100 años de la muerte de Eugenia de Montijo: el duro camino al altar de Napoleón III

El Emperador de los franceses hubo de vencer las reticencias tanto de su futura esposa como las de su entorno político y cortesano

Eugenia de Montijo RUE DES ARCHIVES

José María Ballester

El triunfal paseo en carroza que dieron aquel 30 de enero de 1853 desde Notre Dame hasta el palacio de las Tullerías los recién casados Napoleón III y Eugenia certificaba, en el plano político, la creciente popularidad de un régimen, el Segundo Imperio, que había sido ampliamente plebiscitado seis semanas antes. En el plano humano era la culminación de un original cortejo que había comenzado cuatro años antes en el palacete de la princesa Matilde , prima hermana del futuro emperador. «¿Quién es esa joven?», preguntó el entonces príncipe -presidente de la República-, tras ver a Eugenia Palafox y Kirkpatrick . «Una española recién llegada», respondió uno de sus primos. Lo cual no era del todo cierto, pues París siempre fue el punto fijo de la vida itinerante de la condesa de Teba.

Este primer encuentro se limitó a la mera presentación de ambos. Sin embargo, la habilidad de la condesa viuda de Montijo, madre de Eugenia, para moverse en los círculos más influyentes así como el grato recuerdo que la «española» dejó en el faldero Bonaparte mantuvieron vivas las esperanzas de este último, que tuvo que superar varios escollos. El primero se produjo durante el segundo encuentro: invitadas al castillo de Saint-Cloud, residencia estival del mandatario, madre e hija se sintieron engañadas tras caer en la cuenta de que no había más participantes. Además, cuando el príncipe-presidente tomó el brazo de Eugenia, fue frenado en seco: «Monseigneur, mi madre está aquí».

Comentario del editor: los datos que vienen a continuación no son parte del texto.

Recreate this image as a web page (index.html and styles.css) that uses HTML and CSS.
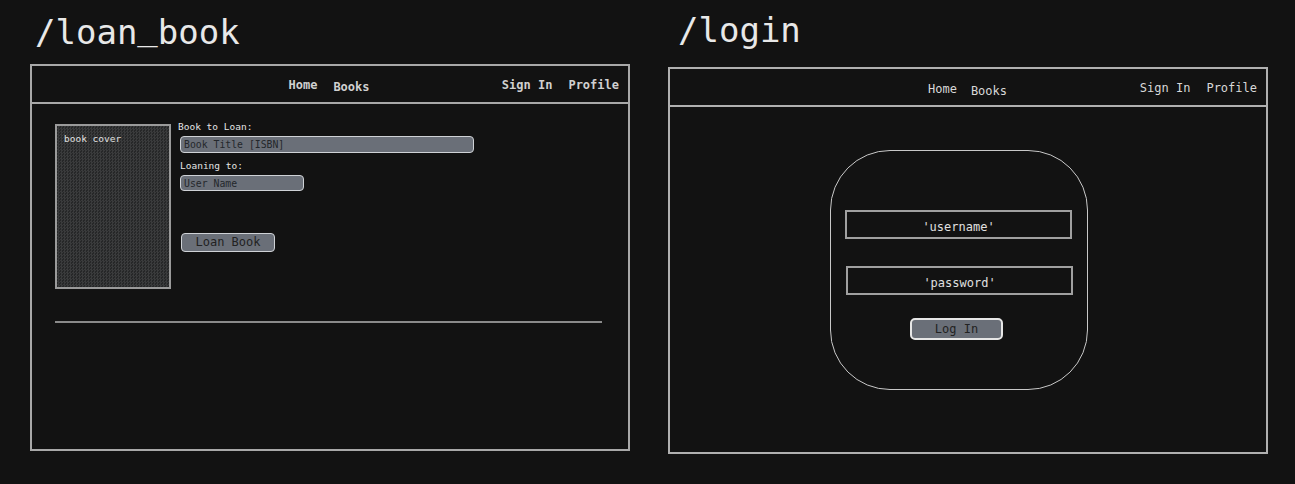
FILE: index.html
```html
<!DOCTYPE html>
<html lang="en">
<head>
<meta charset="utf-8">
<title>Wireframes</title>
<link rel="stylesheet" href="styles.css">
</head>
<body>
<main class="board">
  <section class="col col-left">
    <h1 class="route">/loan<span class="us">_</span>book</h1>
    <div class="frame">
      <header class="nav">
        <div class="nav-center"><span class="bold">Home</span><span class="bold books">Books</span></div>
        <div class="nav-right"><span class="bold">Sign In</span><span class="bold">Profile</span></div>
      </header>
      <div class="loan-body">
        <div class="loan-row">
          <div class="cover">book cover</div>
          <form class="loan-form">
            <label class="lbl">Book to Loan:</label>
            <div class="field field-wide">Book Title [ISBN]</div>
            <label class="lbl lbl-2">Loaning to:</label>
            <div class="field field-short">User Name</div>
            <button type="button" class="btn btn-loan">Loan Book</button>
          </form>
        </div>
        <hr class="sep">
      </div>
    </div>
  </section>
  <section class="col col-right">
    <h1 class="route route-right">/login</h1>
    <div class="frame frame-right">
      <header class="nav nav-right-frame">
        <div class="nav-center"><span>Home</span><span class="books">Books</span></div>
        <div class="nav-right"><span>Sign In</span><span>Profile</span></div>
      </header>
      <div class="login-body">
        <div class="card">
          <div class="box">'username'</div>
          <div class="box box-pass">'password'</div>
          <button type="button" class="btn btn-login">Log In</button>
        </div>
      </div>
    </div>
  </section>
</main>
</body>
</html>
```
FILE: styles.css
```css
* { box-sizing: border-box; }
html, body { margin: 0; padding: 0; }
body {
  background: #121212;
  color: #dcdcdc;
  font-family: "DejaVu Sans Mono", "Liberation Mono", monospace;
  width: 1295px;
  height: 484px;
  overflow: hidden;
}
.board {
  display: flex;
  gap: 38px;
  padding-left: 30px;
}
.col { width: 600px; display: flex; flex-direction: column; }
.route {
  margin: 0;
  font-size: 34px;
  font-weight: normal;
  line-height: 46px;
  height: 46px;
  margin-top: 9px;
  margin-left: 5px;
  color: #e8e8e8;
}
.us {
  display: inline-block;
  transform: translateY(-5px);
  color: #e8e8e8;
}
.route-right { margin-top: 7px; margin-left: 10px; }
.frame {
  margin-top: 9px;
  height: 387px;
  border: 2px solid #a8a8a8;
  display: flex;
  flex-direction: column;
}
.frame-right { margin-top: 14px; border-color: #b0b0b0; }
.nav {
  height: 38px;
  border-bottom: 2px solid #a8a8a8;
  display: grid;
  grid-template-columns: 1fr auto 1fr;
  align-items: center;
  font-size: 12px;
  color: #d8d8d8;
  padding: 4px 9px 0 7px;
}
.nav-center { grid-column: 2; display: flex; gap: 16px; }
.nav-right { grid-column: 3; justify-self: end; display: flex; gap: 16px; margin-top: -3px; }
.books { margin-top: 2px; }
.bold { font-weight: bold; color: #d0d0d0; }
.nav-right-frame { border-bottom-color: #b0b0b0; padding: 5px 9px 0 8px; }
.nav-right-frame .nav-center { gap: 14px; }

.loan-body { padding: 20px 26px 0 23px; }
.loan-row { display: flex; gap: 7px; }
.cover {
  width: 116px;
  height: 165px;
  border: 2px solid #9a9a9a;
  background-color: #2e2f30;
  background-image: repeating-conic-gradient(#3a3b3c 0 25%, #262728 0 50%);
  background-size: 3px 3px;
  font-size: 9.5px;
  color: #e0e0e0;
  padding: 7px 0 0 7px;
}
.loan-form { display: flex; flex-direction: column; align-items: flex-start; margin: 0; }
.lbl { font-size: 9.5px; color: #e4e4e4; line-height: 12px; margin-top: -3px; }
.lbl-2 { margin-top: 7px; margin-left: 2px; }
.field {
  margin-left: 2px;
  margin-top: 3px;
  height: 17px;
  border: 1px solid #cfd2d6;
  border-radius: 4px;
  background: #6a6f78;
  color: #24272b;
  font-size: 9.8px;
  line-height: 15px;
  padding-left: 3px;
}
.field-wide { width: 294px; }
.field-short { width: 124px; height: 16px; }
.btn {
  font-family: inherit;
  border-radius: 4px;
  background: #6a6f78;
  color: #222;
  padding: 0;
  cursor: pointer;
}
.btn-loan {
  margin-top: 42px;
  margin-left: 3px;
  width: 94px;
  height: 19px;
  border: 1px solid #cfd2d6;
  font-size: 12px;
  line-height: 17px;
}
.sep {
  margin: 32px 0 0 0;
  border: 0;
  height: 2px;
  width: 547px;
  background: #8a8a8a;
}

.login-body { padding: 43px 0 0 160px; }
.card {
  width: 258px;
  height: 240px;
  border: 1px solid #c8c8c8;
  border-radius: 60px;
  display: flex;
  flex-direction: column;
  align-items: flex-start;
  padding: 59px 0 0 14px;
}
.box {
  width: 227px;
  height: 29px;
  border: 2px solid #a0a0a0;
  text-align: center;
  font-size: 12px;
  line-height: 25px;
  padding-top: 3px;
  color: #e0e0e0;
}
.box-pass { margin-top: 27px; margin-left: 1px; }
.btn-login {
  margin-top: 23px;
  margin-left: 65px;
  width: 93px;
  height: 22px;
  border: 2px solid #e6e6e6;
  border-radius: 5px;
  font-size: 12px;
  line-height: 18px;
}
```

El Emperador Napoleon III , la emperatriz Eugenia de Montijo y el principe Luis Napoleon Napoléon III © Roger-Viollet

«Ambigüedad calculada»

El fiasco de Saint-Cloud no disuadió a Luis Napoleón -así se llamaba-, que se las ingenió para volver a verla. Y lo hizo en más de una ocasión. La aristócrata española guardaba las distancias, pero sin ser cortante. Una actitud que uno de sus biógrafos, Jean Autin , califica de «ambigüedad calculada». La realidad era que la condesa de Teba había atisbado desde el principio las intenciones de su pretendiente. Pero, si bien no le faltaba ambición, padecía inseguridad, por lo que retomó sus viajes por media Europa.

De vuelta a París, siguió con su rutina, incluida su frecuentación de un jefe del Estado, cuya soltería preocupaba cada vez más, entre otros motivos porque iba dejando claro que sus ambiciones no se agotarían con una mera presidencia republicana. Tenía sentido dinástico. De ahí que sus compañías femeninas, sobre todo tras la ruptura con Miss Howard , su sempiterna amante, fueran minuciosamente escrutadas.

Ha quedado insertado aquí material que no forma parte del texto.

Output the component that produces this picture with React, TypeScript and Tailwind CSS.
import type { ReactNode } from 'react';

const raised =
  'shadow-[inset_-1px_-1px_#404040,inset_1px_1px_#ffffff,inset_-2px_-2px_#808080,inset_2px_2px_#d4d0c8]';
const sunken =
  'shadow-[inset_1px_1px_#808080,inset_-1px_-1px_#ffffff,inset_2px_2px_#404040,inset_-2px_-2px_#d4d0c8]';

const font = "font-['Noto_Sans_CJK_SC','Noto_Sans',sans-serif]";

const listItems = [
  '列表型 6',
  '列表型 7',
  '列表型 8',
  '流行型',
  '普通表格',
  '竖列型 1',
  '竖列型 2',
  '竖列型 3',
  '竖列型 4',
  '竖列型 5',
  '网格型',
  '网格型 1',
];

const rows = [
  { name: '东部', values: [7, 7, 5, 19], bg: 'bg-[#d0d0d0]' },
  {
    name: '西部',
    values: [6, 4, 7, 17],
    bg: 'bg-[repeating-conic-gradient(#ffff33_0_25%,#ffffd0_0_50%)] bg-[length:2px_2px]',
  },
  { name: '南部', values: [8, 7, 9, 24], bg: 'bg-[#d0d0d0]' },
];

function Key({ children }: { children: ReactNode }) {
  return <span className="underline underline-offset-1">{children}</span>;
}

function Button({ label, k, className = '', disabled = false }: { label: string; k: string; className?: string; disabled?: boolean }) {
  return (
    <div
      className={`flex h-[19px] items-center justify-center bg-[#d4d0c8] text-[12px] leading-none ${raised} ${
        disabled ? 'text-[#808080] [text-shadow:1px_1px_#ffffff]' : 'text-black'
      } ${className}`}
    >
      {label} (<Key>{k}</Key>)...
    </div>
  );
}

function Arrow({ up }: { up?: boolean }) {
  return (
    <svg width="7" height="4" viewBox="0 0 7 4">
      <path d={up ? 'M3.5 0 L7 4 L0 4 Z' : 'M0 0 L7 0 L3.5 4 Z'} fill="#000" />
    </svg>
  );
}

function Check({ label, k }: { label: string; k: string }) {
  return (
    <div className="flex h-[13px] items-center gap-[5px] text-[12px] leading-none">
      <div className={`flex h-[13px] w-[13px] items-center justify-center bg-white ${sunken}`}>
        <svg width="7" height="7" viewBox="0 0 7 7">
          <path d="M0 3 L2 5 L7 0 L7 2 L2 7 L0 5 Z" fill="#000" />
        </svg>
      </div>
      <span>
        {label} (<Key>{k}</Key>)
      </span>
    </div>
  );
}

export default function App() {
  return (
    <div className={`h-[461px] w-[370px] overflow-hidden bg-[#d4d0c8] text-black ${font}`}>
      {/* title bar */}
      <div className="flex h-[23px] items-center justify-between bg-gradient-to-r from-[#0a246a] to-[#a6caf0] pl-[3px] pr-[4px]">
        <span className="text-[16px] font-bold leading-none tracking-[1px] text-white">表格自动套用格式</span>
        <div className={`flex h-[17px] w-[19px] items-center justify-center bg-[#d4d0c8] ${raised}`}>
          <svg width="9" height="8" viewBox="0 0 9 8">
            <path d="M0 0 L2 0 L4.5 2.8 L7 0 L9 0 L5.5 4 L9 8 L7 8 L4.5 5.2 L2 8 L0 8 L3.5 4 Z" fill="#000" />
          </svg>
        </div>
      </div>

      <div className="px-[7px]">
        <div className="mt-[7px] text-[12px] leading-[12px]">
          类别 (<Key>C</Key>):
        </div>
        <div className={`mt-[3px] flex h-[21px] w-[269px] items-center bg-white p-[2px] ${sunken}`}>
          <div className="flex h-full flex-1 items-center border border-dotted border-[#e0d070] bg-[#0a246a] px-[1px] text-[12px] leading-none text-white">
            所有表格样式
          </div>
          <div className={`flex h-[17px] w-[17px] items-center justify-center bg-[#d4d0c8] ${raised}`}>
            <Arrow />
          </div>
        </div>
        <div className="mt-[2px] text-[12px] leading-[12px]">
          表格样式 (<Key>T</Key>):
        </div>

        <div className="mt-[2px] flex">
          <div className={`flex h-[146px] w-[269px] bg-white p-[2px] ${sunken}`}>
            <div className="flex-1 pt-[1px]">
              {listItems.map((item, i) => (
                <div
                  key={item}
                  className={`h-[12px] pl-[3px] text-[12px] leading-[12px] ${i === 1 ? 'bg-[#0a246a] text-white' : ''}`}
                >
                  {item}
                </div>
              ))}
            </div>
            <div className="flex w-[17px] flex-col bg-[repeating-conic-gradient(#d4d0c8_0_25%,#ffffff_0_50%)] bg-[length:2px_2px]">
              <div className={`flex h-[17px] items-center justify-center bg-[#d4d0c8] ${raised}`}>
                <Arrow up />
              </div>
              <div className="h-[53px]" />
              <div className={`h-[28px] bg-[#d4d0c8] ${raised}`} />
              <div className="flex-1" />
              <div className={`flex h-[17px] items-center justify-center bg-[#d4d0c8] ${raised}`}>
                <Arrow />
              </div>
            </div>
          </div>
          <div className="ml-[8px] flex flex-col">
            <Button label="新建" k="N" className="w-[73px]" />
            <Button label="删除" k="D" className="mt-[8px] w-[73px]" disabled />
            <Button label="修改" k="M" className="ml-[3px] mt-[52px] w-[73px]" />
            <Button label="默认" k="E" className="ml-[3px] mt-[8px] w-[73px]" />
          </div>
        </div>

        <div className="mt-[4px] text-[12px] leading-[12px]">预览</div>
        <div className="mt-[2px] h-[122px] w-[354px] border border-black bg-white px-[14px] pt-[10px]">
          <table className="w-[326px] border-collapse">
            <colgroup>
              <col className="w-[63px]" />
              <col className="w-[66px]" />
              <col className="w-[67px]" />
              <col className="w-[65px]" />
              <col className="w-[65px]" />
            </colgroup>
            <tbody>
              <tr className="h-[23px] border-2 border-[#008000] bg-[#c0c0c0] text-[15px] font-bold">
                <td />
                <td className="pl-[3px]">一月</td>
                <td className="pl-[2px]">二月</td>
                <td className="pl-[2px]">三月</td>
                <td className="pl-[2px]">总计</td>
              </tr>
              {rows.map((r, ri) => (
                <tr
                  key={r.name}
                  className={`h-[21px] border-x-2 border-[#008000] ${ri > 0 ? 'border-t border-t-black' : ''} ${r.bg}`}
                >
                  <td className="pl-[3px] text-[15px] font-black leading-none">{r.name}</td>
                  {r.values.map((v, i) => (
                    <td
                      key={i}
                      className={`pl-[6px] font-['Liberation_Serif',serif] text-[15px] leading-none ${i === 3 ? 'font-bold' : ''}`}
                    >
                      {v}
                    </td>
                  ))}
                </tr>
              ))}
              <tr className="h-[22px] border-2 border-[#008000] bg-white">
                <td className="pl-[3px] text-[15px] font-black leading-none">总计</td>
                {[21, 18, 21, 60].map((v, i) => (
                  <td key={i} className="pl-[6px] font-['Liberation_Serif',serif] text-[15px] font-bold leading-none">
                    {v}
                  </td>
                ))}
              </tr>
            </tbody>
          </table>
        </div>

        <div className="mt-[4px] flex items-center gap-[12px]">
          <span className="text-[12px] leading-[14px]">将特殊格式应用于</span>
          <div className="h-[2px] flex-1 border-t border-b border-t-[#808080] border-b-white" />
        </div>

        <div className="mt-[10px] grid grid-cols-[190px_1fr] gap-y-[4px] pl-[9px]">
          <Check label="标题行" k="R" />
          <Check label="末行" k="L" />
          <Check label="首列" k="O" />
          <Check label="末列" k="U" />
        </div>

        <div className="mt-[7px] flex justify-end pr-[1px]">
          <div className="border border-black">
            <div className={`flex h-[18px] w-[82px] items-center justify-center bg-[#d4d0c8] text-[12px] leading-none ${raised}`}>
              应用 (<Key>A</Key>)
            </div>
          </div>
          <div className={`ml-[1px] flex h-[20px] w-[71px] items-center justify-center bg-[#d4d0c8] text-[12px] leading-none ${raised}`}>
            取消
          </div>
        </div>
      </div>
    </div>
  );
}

Así ocurrió con la «española» durante una representación teatral, a la que asistía el tout Paris. Durante una pausa, Luis Napoleón se acercó a su palco y depositó un ramo de violetas sobre sus rodillas. «No tengo el nivel como para casarme con él», replicó la agraciada a la esposa del embajador belga, sentada a su lado. Con o sin nivel, este tipo de atenciones por parte de Luis Napoleón se fueron intensificando. Eugenia perseveraba en la estrategia de la ambigüedad calculada. La condesa viuda de Montijo y su hija eran cada vez más asiduas en entorno de quien cada vez se parecía menos a un presidente -dio un golpe de Estado el 2 de diciembre de 1851- y cada vez más a un monarca. Semejante cambio de estatus provocó que desde su entorno se sondease a princesas europeas en edad casadera, siendo otro de los objetivos de la maniobra alejar a Eugenia. Fue en vano: la pareja se seguía viendo, comprobaban que sus gustos -sobre todo los campestres- coincidían. Salvo en lo concerniente a la estricta moralidad de la condesa de Teba, que rechazó todos los «asaltos» del Bonaparte antes del matrimonio.

Incluso después, buena parte de la historiografía deduce que la actividad sexual fue escasa. «El amor físico, ¡qué porquería!» , comentó Eugenia, ya como Emperatriz, a una amiga. Esta rigidez no fue óbice para que las maledicencias se incrementasen. Hasta que un día de enero de 1853, la mujer de un ministro la llamó aventurière. Era más de lo que podía soportar: el 22 de enero se anunció el compromiso.